### Data excerpt ###
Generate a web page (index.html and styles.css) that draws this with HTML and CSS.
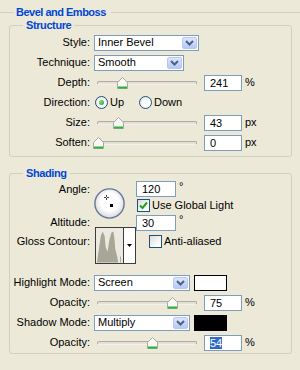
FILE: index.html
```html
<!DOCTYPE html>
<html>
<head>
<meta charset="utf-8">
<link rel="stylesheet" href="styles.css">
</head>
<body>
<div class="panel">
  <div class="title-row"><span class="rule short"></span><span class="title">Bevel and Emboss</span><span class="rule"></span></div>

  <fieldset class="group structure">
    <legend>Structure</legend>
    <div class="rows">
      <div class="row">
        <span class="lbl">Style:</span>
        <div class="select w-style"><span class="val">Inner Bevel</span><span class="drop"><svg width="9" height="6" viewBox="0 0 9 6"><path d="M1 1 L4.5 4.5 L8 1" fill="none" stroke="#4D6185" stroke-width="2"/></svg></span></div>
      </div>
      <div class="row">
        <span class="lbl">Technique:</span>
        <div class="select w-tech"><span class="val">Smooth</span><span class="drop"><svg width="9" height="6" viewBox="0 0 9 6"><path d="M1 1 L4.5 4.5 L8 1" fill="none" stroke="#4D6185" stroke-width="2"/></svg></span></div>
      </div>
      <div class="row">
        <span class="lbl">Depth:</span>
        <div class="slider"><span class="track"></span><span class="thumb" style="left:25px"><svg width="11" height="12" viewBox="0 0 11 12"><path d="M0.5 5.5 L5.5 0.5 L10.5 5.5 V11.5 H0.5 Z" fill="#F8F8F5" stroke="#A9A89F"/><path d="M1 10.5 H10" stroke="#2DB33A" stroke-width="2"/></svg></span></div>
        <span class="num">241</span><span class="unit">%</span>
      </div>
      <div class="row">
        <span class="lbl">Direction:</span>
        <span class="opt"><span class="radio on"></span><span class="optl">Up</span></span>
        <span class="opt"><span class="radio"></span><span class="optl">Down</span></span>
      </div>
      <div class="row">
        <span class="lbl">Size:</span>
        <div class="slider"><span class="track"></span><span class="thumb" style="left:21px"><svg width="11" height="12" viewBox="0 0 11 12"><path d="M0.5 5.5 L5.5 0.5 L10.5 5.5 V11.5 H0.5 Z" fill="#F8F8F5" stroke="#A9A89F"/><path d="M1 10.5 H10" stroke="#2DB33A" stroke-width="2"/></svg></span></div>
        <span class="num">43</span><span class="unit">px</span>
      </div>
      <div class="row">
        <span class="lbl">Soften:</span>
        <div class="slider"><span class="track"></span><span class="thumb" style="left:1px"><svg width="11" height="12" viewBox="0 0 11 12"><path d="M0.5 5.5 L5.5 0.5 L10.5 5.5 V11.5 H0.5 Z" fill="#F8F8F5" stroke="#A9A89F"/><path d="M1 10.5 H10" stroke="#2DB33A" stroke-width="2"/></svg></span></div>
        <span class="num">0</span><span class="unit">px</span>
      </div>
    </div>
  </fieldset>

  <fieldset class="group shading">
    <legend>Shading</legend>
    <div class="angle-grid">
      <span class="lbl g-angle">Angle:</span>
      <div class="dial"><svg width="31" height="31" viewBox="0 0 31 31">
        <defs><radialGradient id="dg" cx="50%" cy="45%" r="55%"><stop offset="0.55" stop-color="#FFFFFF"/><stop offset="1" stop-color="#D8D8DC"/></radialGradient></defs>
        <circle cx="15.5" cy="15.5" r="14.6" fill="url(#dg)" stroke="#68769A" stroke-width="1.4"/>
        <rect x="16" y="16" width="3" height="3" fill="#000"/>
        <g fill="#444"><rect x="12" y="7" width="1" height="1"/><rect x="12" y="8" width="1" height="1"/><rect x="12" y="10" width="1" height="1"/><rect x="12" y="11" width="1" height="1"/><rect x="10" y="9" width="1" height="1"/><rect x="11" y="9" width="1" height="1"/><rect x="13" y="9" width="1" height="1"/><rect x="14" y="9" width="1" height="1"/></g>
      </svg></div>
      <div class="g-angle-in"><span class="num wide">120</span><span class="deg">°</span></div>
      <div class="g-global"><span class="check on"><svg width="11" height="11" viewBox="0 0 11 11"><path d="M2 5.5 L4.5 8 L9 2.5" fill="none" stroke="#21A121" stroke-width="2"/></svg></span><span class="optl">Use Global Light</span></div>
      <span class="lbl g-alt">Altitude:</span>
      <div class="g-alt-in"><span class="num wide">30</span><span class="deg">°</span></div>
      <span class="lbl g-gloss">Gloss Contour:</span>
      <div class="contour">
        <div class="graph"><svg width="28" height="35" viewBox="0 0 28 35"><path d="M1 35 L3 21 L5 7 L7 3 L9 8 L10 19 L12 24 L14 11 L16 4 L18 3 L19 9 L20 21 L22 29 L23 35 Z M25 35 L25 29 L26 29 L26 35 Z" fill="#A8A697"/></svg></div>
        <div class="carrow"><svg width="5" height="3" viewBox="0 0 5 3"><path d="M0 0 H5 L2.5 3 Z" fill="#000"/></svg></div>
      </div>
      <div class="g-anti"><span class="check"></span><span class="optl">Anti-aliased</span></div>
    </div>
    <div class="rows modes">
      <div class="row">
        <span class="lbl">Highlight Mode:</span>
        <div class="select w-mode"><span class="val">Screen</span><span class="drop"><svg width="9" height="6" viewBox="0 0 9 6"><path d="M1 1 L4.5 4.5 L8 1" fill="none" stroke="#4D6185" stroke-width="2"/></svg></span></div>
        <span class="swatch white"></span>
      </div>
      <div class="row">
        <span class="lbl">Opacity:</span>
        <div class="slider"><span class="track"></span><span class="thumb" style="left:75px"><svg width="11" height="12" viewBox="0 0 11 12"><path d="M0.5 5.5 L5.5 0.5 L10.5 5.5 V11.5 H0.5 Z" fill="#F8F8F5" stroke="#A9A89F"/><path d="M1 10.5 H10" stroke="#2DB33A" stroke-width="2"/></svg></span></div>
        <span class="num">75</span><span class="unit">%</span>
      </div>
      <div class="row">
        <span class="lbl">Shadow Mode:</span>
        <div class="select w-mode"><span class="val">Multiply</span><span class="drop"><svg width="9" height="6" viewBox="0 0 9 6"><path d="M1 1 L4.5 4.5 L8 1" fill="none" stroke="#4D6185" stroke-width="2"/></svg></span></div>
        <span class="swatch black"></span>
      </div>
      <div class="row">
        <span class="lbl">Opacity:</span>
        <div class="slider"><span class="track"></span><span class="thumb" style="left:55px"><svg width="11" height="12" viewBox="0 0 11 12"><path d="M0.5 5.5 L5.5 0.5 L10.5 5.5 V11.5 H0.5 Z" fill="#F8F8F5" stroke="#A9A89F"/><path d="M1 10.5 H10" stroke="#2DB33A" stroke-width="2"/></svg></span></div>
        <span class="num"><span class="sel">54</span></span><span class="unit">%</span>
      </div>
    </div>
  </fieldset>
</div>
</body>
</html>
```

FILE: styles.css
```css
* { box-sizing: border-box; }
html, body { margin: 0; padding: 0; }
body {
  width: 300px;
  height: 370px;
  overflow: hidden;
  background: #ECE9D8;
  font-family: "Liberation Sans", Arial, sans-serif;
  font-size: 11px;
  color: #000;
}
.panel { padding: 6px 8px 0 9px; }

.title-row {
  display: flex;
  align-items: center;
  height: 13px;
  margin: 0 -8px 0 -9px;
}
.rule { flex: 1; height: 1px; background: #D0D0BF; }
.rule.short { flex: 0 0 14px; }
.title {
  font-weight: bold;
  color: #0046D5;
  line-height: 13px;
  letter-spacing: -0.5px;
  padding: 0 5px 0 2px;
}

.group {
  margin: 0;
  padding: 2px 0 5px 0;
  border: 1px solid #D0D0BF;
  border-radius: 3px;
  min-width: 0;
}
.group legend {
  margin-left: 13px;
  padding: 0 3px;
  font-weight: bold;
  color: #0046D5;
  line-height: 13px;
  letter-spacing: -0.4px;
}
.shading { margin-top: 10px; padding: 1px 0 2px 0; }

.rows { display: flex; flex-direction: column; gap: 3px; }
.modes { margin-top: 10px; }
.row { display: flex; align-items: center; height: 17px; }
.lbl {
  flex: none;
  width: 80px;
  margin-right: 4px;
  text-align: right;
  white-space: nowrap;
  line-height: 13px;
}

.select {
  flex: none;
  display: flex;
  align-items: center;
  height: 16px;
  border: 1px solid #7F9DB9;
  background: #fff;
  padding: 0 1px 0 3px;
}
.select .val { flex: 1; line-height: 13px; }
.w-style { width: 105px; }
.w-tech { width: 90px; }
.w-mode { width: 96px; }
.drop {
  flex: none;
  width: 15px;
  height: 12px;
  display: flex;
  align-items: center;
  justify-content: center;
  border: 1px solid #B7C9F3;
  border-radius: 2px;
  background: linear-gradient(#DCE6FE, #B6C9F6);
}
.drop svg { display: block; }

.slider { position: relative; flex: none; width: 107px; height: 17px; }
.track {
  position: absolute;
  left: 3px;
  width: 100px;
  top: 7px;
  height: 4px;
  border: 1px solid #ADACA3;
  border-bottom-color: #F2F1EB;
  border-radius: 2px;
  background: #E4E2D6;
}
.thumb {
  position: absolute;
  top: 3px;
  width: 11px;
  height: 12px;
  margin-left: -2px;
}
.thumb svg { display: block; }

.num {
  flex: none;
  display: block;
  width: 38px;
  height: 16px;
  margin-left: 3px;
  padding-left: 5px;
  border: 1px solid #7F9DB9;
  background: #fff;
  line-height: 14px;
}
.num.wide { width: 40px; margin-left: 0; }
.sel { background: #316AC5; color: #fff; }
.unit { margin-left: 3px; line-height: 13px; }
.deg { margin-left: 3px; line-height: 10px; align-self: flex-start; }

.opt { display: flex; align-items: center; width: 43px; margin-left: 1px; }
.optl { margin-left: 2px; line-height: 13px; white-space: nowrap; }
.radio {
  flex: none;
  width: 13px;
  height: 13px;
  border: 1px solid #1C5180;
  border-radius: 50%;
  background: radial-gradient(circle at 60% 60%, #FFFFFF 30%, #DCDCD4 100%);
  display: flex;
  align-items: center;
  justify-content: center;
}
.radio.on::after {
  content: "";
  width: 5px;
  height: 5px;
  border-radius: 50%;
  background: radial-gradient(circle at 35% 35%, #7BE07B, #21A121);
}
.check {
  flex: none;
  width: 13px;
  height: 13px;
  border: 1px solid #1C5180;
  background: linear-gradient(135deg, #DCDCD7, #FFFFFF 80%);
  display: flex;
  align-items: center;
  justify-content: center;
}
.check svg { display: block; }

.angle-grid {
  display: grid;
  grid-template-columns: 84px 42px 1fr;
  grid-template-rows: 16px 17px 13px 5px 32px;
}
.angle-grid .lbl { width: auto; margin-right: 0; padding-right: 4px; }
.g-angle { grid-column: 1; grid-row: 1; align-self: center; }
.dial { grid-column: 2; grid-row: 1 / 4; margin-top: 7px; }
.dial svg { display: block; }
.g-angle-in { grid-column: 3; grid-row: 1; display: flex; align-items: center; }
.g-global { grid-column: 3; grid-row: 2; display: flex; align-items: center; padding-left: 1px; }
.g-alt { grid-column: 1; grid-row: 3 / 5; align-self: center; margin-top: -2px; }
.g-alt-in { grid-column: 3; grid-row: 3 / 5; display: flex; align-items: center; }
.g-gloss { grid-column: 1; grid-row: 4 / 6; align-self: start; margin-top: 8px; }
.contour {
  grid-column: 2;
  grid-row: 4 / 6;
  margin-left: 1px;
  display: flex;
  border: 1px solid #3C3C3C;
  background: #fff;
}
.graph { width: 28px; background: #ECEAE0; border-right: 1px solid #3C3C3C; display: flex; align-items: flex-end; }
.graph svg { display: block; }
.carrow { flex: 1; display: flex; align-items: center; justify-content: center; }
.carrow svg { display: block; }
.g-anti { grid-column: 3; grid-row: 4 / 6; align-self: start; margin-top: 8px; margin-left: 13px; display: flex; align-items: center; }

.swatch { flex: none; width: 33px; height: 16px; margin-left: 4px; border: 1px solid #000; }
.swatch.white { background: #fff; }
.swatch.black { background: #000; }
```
###
• **Task objective**: In the listing, find each line with the string "styles" and copy it.

• **Solution for this task**:
Generate a web page (index.html and styles.css) that draws this with HTML and CSS.
<link rel="stylesheet" href="styles.css">
FILE: styles.css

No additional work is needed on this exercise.